9.    Our Acts today do not require the nominator to be identified, as he or she is not the shareholder on record. However, as the nominee shareholder typically acts on the instructions of the nominator, the lack of transparency on the identity of these persons who actually control the shares is an area of concern internationally.

10.    The first set of amendments today aim to address these concerns and align our legislation to FATF Recommendations, by requiring both local and foreign companies in Singapore to: first, keep a non-public register of nominee shareholders and their nominators, and second, update their register within 7 days of being informed by the nominee. This will ensure that nominators who are effectively controllers of a company are properly identified, in line with the international standards.

11.    With this amendment, nominee shareholders will also be required to inform the company of their nominee status and their nominators in a timely manner.

12.    These amendments are provided for in Clause 2(i) of the Bill.

Amendment 2: Identification of Registrable Controllers

13.    The second set of amendments introduces new requirements in relation to the identification of registrable controllers, for local and foreign companies and LLPs.

14.    Today, companies and LLPs are already required to maintain a register of registrable controllers. These are individuals or corporate entities that have a significant interest in or significant control over the company or LLP.

15.    However, there have been situations where a company or an LLP claims to have no registrable controllers with significant interest or control.

16.    Under the new requirement, companies and LLPs which are unable to identify a registrable controller who has a significant interest in or significant control over the company or LLP, will be required to identify all individuals with executive control over the company or LLP as registrable controllers. Individuals with executive control are the chief executive officers, and directors or partners who exercise executive control over the daily or regular affairs of the company or LLP through a senior management position.

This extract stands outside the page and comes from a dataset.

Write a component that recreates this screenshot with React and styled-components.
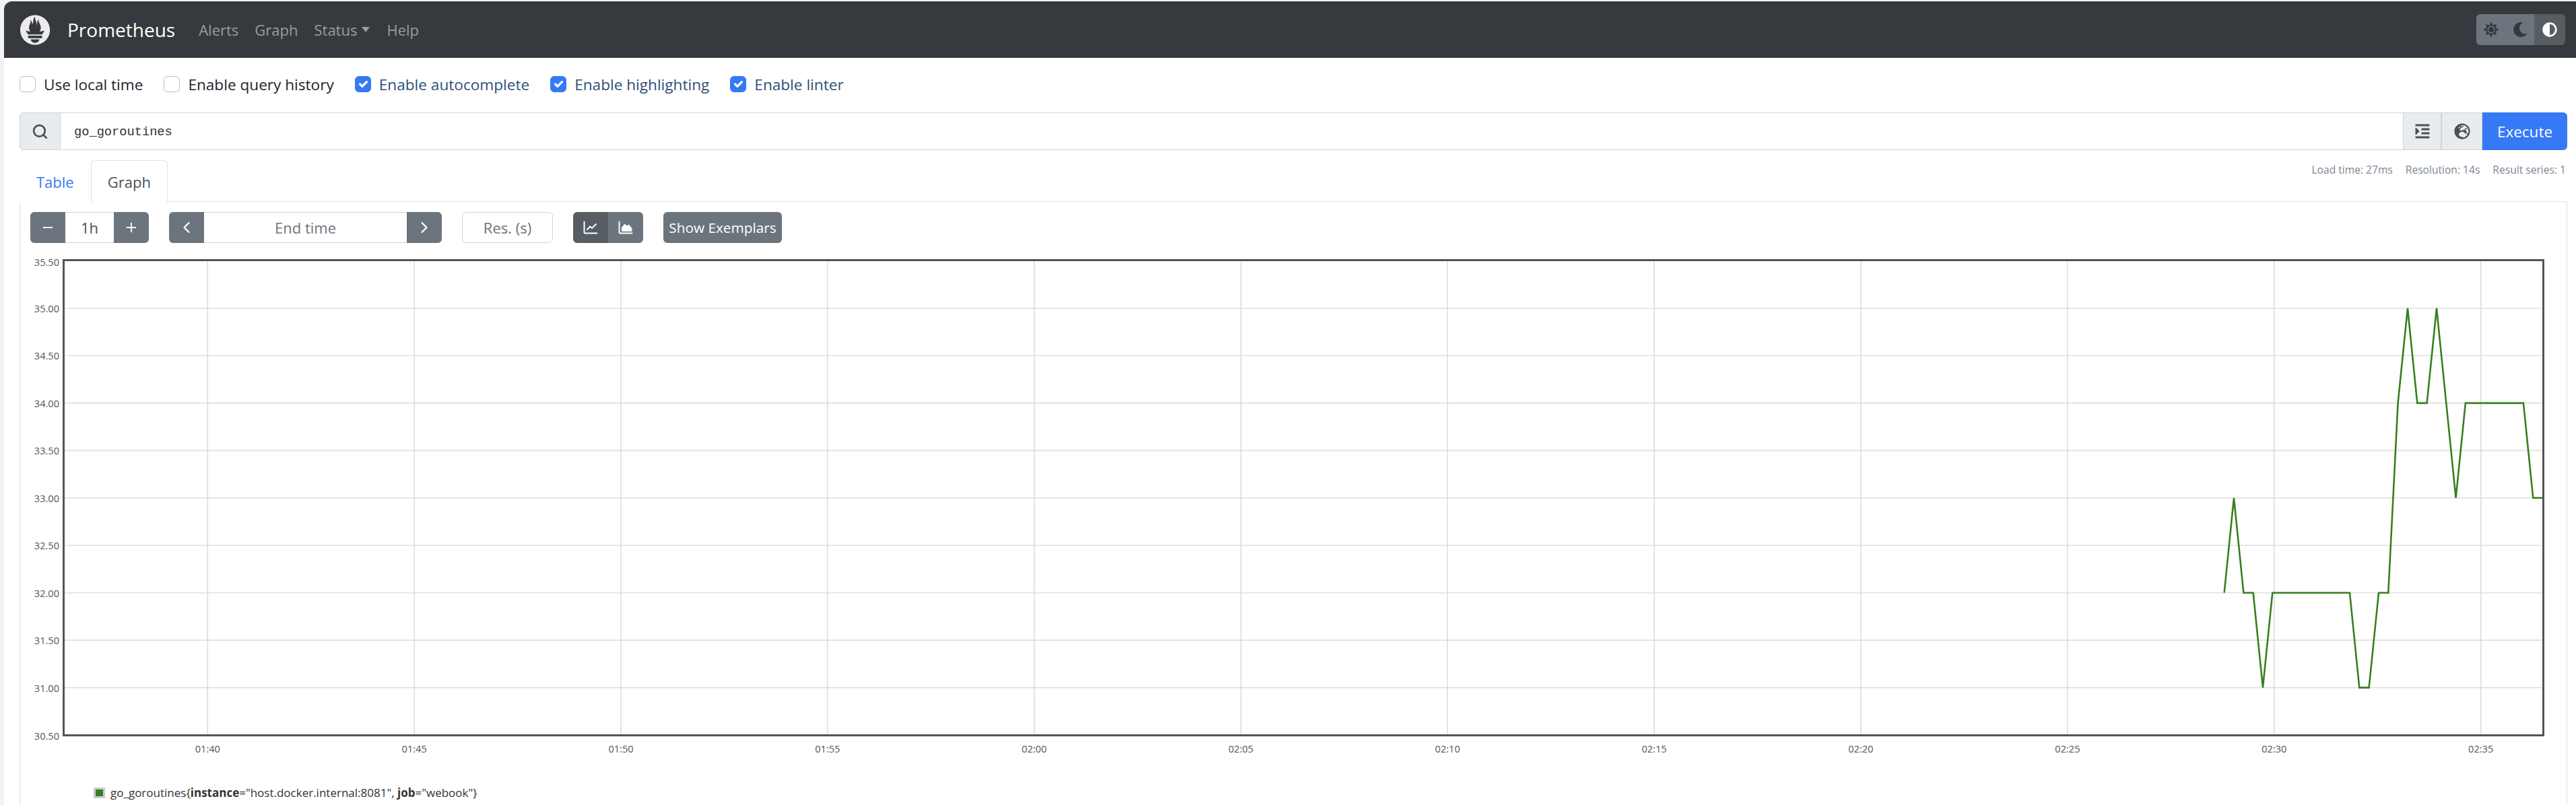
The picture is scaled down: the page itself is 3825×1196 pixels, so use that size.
import React from "react";
import styled, { createGlobalStyle } from "styled-components";
import { FaIndent, FaGlobeEurope, FaSun, FaMoon, FaAdjust } from "react-icons/fa";
import { Search, Minus, Plus, ChevronLeft, ChevronRight } from "lucide-react";

const UI_FONT = `"Open Sans", "Noto Sans", sans-serif`;

const GlobalStyle = createGlobalStyle`
  html, body {
    margin: 0;
    height: 1196px;
    overflow: hidden;
    background: #f3f3f3;
  }
  body {
    padding: 2px 0 0 6px;
    box-sizing: border-box;
    font-family: ${UI_FONT};
  }
`;

const Shell = styled.div`
  height: 1194px;
  background: #ffffff;
  border-top-left-radius: 12px;
  overflow: hidden;
  display: flex;
  flex-direction: column;
`;

const Navbar = styled.nav`
  height: 84px;
  flex: none;
  display: flex;
  align-items: center;
  background: #363a3f;
  padding: 0 16px 0 24px;
`;

const Logo = styled.svg`
  width: 45px;
  height: 45px;
  margin-right: 25px;
  fill: #ececec;
`;

const Brand = styled.span`
  font-size: 28px;
  color: #ffffff;
  margin-right: 35px;
`;

const NavLink = styled.span`
  font-size: 22px;
  color: #9a9c9f;
  margin-right: 24px;
  display: flex;
  align-items: center;
`;

const Caret = styled.i`
  width: 0;
  height: 0;
  margin-left: 7px;
  margin-right: 1px;
  border-top: 8px solid #9a9c9f;
  border-left: 6.5px solid transparent;
  border-right: 6.5px solid transparent;
`;

const ThemeGroup = styled.div`
  margin-left: auto;
  display: flex;
  height: 46px;
  border-radius: 6px;
  overflow: hidden;
`;

const ThemeButton = styled.div`
  width: ${(p) => (p.$active ? 46 : 43)}px;
  display: flex;
  align-items: center;
  justify-content: center;
  font-size: 22px;
  background: ${(p) => (p.$active ? "#565e64" : "#6c757d")};
  color: ${(p) => (p.$active ? "#ffffff" : "#343a40")};
`;

const Content = styled.main`
  flex: 1;
  min-height: 0;
  display: flex;
  flex-direction: column;
  padding: 27px 13px 0 23px;
`;

const Options = styled.div`
  display: flex;
  gap: 31px;
  height: 24px;
  margin-bottom: 30px;
`;

const Option = styled.label`
  display: flex;
  align-items: center;
  gap: 12px;
  font-size: 22.6px;
  color: ${(p) => (p.$checked ? "#2f4f78" : "#212529")};
`;

const Box = styled.span`
  width: 24px;
  height: 24px;
  box-sizing: border-box;
  border-radius: 6px;
  border: 1px solid ${(p) => (p.$checked ? "#3679f5" : "#b9bdc2")};
  background: ${(p) => (p.$checked ? "#3679f5" : "#ffffff")};
  display: flex;
`;

const QueryRow = styled.div`
  display: flex;
  height: 56px;
  flex: none;
`;

const Addon = styled.div`
  width: ${(p) => p.$w}px;
  flex: none;
  box-sizing: border-box;
  display: flex;
  align-items: center;
  justify-content: center;
  font-size: 24px;
  color: #495057;
  background: #e9ecef;
  border: 1px solid #ced4da;
  border-radius: ${(p) => (p.$first ? "6px 0 0 6px" : "0")};
`;

const QueryInput = styled.div`
  flex: 1;
  display: flex;
  align-items: center;
  padding: 2px 0 0 20px;
  border-top: 1px solid #ced4da;
  border-bottom: 1px solid #ced4da;
  font-family: "Liberation Mono", monospace;
  font-size: 18.7px;
  color: #333333;
`;

const ExecuteButton = styled.div`
  width: 126px;
  flex: none;
  display: flex;
  align-items: center;
  justify-content: center;
  background: #3679f5;
  color: #ffffff;
  font-size: 22.5px;
  border-radius: 0 6px 6px 0;
`;

const TabRow = styled.div`
  display: flex;
  justify-content: space-between;
  margin-top: 15px;
  height: 61px;
  flex: none;
`;

const Tabs = styled.div`
  display: flex;
`;

const Tab = styled.div`
  height: 62px;
  box-sizing: border-box;
  padding: 0 24px;
  display: flex;
  align-items: center;
  font-size: 22px;
  color: ${(p) => (p.$active ? "#495057" : "#3679f5")};
  background: #ffffff;
  position: relative;
  border: 1px solid ${(p) => (p.$active ? "#dee2e6" : "transparent")};
  border-bottom: none;
  border-radius: 6px 6px 0 0;
`;

const Stats = styled.div`
  display: flex;
  gap: 19px;
  padding: 3px 2px 0 0;
  font-size: 15.6px;
  line-height: 22px;
  color: #7b8794;
`;

const Panel = styled.section`
  flex: 1;
  min-height: 0;
  border: 1px solid #dee2e6;
  border-bottom: none;
`;

const Toolbar = styled.div`
  display: flex;
  height: 46px;
  gap: 30px;
  margin: 15px 0 14px 15px;
`;

const Group = styled.div`
  display: flex;
  border-radius: 6px;
  overflow: hidden;
`;

const GrayButton = styled.div`
  width: 52px;
  display: flex;
  align-items: center;
  justify-content: center;
  color: #ffffff;
  background: ${(p) => (p.$active ? "#565e64" : "#6c757d")};
`;

const ToolInput = styled.div`
  width: ${(p) => p.$w}px;
  box-sizing: border-box;
  display: flex;
  align-items: center;
  justify-content: center;
  font-size: 22px;
  color: ${(p) => p.$color || "#6c757d"};
  border: 1px solid #ced4da;
  border-width: 1px 0;
  background: #ffffff;
`;

const ResInput = styled(ToolInput)`
  border-width: 1px;
  border-radius: 6px;
`;

const TextButton = styled.div`
  width: 176px;
  display: flex;
  align-items: center;
  justify-content: center;
  font-size: 20.8px;
  color: #ffffff;
  background: #6c757d;
  border-radius: 6px;
`;

const ChartSvg = styled.svg`
  display: block;
  text {
    font-family: ${UI_FONT};
    font-size: 14.6px;
    fill: #545454;
  }
`;

const Legend = styled.div`
  display: flex;
  align-items: center;
  gap: 8px;
  margin: 35px 0 0 109px;
  font-size: 17px;
  line-height: 16px;
  color: #333333;
`;

const Swatch = styled.span`
  width: 17px;
  height: 16px;
  flex: none;
  box-sizing: border-box;
  border: 3px solid #cccccc;
  background: #377f1f;
`;

const LOGO_PATH =
  "M56.667.667C25.372.667 0 26.036 0 57.332c0 31.295 25.372 56.666 56.667 56.666s56.666-25.371 56.666-56.666C113.333 26.036 87.961.667 56.667.667zm0 106.055c-8.904 0-16.123-5.948-16.123-13.283H72.79c0 7.334-7.219 13.283-16.123 13.283zM83.297 89.04H30.034v-9.658h53.264v9.658zm-.191-14.629H30.186c-.176-.203-.356-.403-.526-.609-5.452-6.62-6.736-10.076-7.983-13.598-.021-.116 6.611 1.355 11.314 2.413 0 0 2.42.56 5.958 1.205-3.397-3.982-5.414-9.044-5.414-14.218 0-11.359 8.712-21.285 5.569-29.308 3.059.249 6.331 6.456 6.552 16.161 3.252-4.494 4.613-12.701 4.613-17.733 0-5.21 3.433-11.262 6.867-11.469-3.061 5.045.793 9.37 4.219 20.099 1.285 4.03 1.121 10.812 2.113 15.113.329-8.933 1.865-21.967 7.533-26.467-2.5 5.667.37 12.758 2.333 16.167 3.167 5.5 5.087 9.667 5.087 17.548 0 5.284-1.951 10.259-5.242 14.148 3.742-.702 6.326-1.335 6.326-1.335l12.152-2.371c.001-.001-1.765 7.261-8.55 14.254z";

const options = [
  { label: "Use local time" },
  { label: "Enable query history" },
  { label: "Enable autocomplete", checked: true },
  { label: "Enable highlighting", checked: true },
  { label: "Enable linter", checked: true },
];

const yTicks = ["35.00", "34.50", "34.00", "33.50", "33.00", "32.50", "32.00", "31.50", "31.00"];
const xTicks = ["01:40", "01:45", "01:50", "01:55", "02:00", "02:05", "02:10", "02:15", "02:20", "02:25", "02:30", "02:35"];

const tickY = (i) => 458 + i * 70.45;
const tickX = (i) => 308.3 + i * 306.85;

// one sample every 14s, value per step
const series = [
  32, 33, 32, 32, 31, 32, 32, 32, 32, 32, 32, 32, 32, 32, 31, 31, 32, 32, 34, 35, 34, 34, 35, 34, 33, 34, 34, 34, 34, 34,
  34, 34, 33, 33,
];
const seriesPath = series
  .map((v, i) => `${(3302.7 + i * 14.33).toFixed(1)},${(458 + (35 - v) * 140.9).toFixed(1)}`)
  .join(" ");

const Chart = () => (
  <ChartSvg width="3781" height="760" viewBox="30 375 3781 760">
    {yTicks.map((t, i) => (
      <line key={t} x1="95" x2="3776" y1={tickY(i)} y2={tickY(i)} stroke="#dfdfdf" strokeWidth="1.6" />
    ))}
    {xTicks.map((t, i) => (
      <line key={t} x1={tickX(i)} x2={tickX(i)} y1="387" y2="1092" stroke="#d8d8d8" strokeWidth="1.4" />
    ))}
    <polyline points={seriesPath} fill="none" stroke="#377f1f" strokeWidth="2.6" strokeLinejoin="miter" />
    <rect x="94.5" y="386.5" width="3682" height="706" fill="none" stroke="#545454" strokeWidth="3" />
    <text x="88" y="389" textAnchor="end" dominantBaseline="central">
      35.50
    </text>
    {yTicks.map((t, i) => (
      <text key={t} x="88" y={tickY(i)} textAnchor="end" dominantBaseline="central">
        {t}
      </text>
    ))}
    <text x="88" y="1092.5" textAnchor="end" dominantBaseline="central">
      30.50
    </text>
    {xTicks.map((t, i) => (
      <text key={t} x={tickX(i)} y="1111.5" textAnchor="middle" dominantBaseline="central">
        {t}
      </text>
    ))}
  </ChartSvg>
);

const LineIcon = () => (
  <svg viewBox="0 0 22 20" width="22" height="20" fill="none" stroke="#fff" strokeWidth="2" strokeLinecap="round" strokeLinejoin="round">
    <path d="M1.5 1.5v15.5a1.5 1.5 0 0 0 1.5 1.5h17.5" />
    <path d="M6 13l4-4.5l3 2.5l6-6" />
  </svg>
);

const AreaIcon = () => (
  <svg viewBox="0 0 22 20" width="22" height="20" fill="none" stroke="#fff" strokeWidth="2" strokeLinecap="round" strokeLinejoin="round">
    <path d="M1.5 1.5v15.5a1.5 1.5 0 0 0 1.5 1.5h17.5" />
    <path d="M5.5 15V10l4-5l3.5 3l2.5-2l4.5 5v4z" fill="#fff" strokeWidth="1" />
  </svg>
);

export default function App() {
  return (
    <Shell>
      <GlobalStyle />
      <Navbar>
        <Logo viewBox="0 0 115.333 114.667">
          <path d={LOGO_PATH} />
        </Logo>
        <Brand>Prometheus</Brand>
        <NavLink>Alerts</NavLink>
        <NavLink>Graph</NavLink>
        <NavLink>
          Status
          <Caret />
        </NavLink>
        <NavLink>Help</NavLink>
        <ThemeGroup>
          <ThemeButton>
            <FaSun />
          </ThemeButton>
          <ThemeButton>
            <FaMoon />
          </ThemeButton>
          <ThemeButton $active>
            <FaAdjust />
          </ThemeButton>
        </ThemeGroup>
      </Navbar>
      <Content>
        <Options>
          {options.map((o) => (
            <Option key={o.label} $checked={o.checked}>
              <Box $checked={o.checked}>
                {o.checked && (
                  <svg viewBox="0 0 20 20" width="22" height="22">
                    <path d="M6 10l3 3l6-6" fill="none" stroke="#fff" strokeWidth="3" strokeLinecap="round" strokeLinejoin="round" />
                  </svg>
                )}
              </Box>
              {o.label}
            </Option>
          ))}
        </Options>
        <QueryRow>
          <Addon $w={61} $first>
            <Search size={25} strokeWidth={2.6} />
          </Addon>
          <QueryInput>go_goroutines</QueryInput>
          <Addon $w={57}>
            <FaIndent />
          </Addon>
          <Addon $w={61}>
            <FaGlobeEurope />
          </Addon>
          <ExecuteButton>Execute</ExecuteButton>
        </QueryRow>
        <TabRow>
          <Tabs>
            <Tab>Table</Tab>
            <Tab $active>Graph</Tab>
          </Tabs>
          <Stats>
            <span>Load time: 27ms</span>
            <span>Resolution: 14s</span>
            <span>Result series: 1</span>
          </Stats>
        </TabRow>
        <Panel>
          <Toolbar>
            <Group>
              <GrayButton>
                <Minus size={22} strokeWidth={2} />
              </GrayButton>
              <ToolInput $w={72} $color="#495057">
                1h
              </ToolInput>
              <GrayButton>
                <Plus size={22} strokeWidth={2} />
              </GrayButton>
            </Group>
            <Group>
              <GrayButton>
                <ChevronLeft size={28} strokeWidth={2} />
              </GrayButton>
              <ToolInput $w={301}>End time</ToolInput>
              <GrayButton>
                <ChevronRight size={28} strokeWidth={2} />
              </GrayButton>
            </Group>
            <ResInput $w={135}>Res. (s)</ResInput>
            <Group>
              <GrayButton $active>
                <LineIcon />
              </GrayButton>
              <GrayButton>
                <AreaIcon />
              </GrayButton>
            </Group>
            <TextButton>Show Exemplars</TextButton>
          </Toolbar>
          <Chart />
          <Legend>
            <Swatch />
            <span>
              go_goroutines{"{"}
              <b>instance</b>="host.docker.internal:8081", <b>job</b>="webook"{"}"}
            </span>
          </Legend>
        </Panel>
      </Content>
    </Shell>
  );
}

17.    This will enhance the transparency of beneficial ownership and control of companies and LLPs in Singapore, by ensuring that a registrable controller is identified for all companies and LLPs, in line with international expectations.

18.    Clauses 2(e) and 3(c) of the Bill provide for this amendment.

Amendments 3 and 4: Clarifications on existing requirements

19.    Aside from these two sets of amendments, this Bill also seeks to clarify the timelines for local and foreign companies to update their various registers.

20.    The third set of amendments requires local companies to update their register of nominee directors within 7 days of receiving information from their nominee directors.

21.    Local companies are already required to maintain a register of nominee directors, reflecting their status as a nominee director and the particulars of their nominator. However, no time frame is specified for local companies to update their register when there is a change in particulars of the nominee director or their nominator. Specifying a 7-day time limit for this provides clarity on the expected timeline, and will ensure that the register is updated in a timely manner.  Clause 2(f) of the Bill provides for this amendment.

22.    Finally, the fourth set of amendments specifies a 30-day time frame for foreign companies to update their register of members.

23.    Foreign companies are already required to keep a register of members at their Singapore branch, but currently there is no time frame specified as to when updates must be made when there is a change in their members’ particulars. This amendment will similarly provide clarity to the foreign companies on the timeline expected for updating their register.

24.    We have allowed a longer time frame for foreign companies to give them sufficient time to contact their members, who may be based overseas, and to update their register. Clause 2(a) of the Bill provides for this amendment.

25.    The proposed amendments in this Bill on the new registers to be maintained, and the clarification of the timelines within which the various registers must be updated, will strengthen Singapore’s regime on the transparency and beneficial ownership of companies and LLPs.

26.    Mr Deputy Speaker, I beg to move.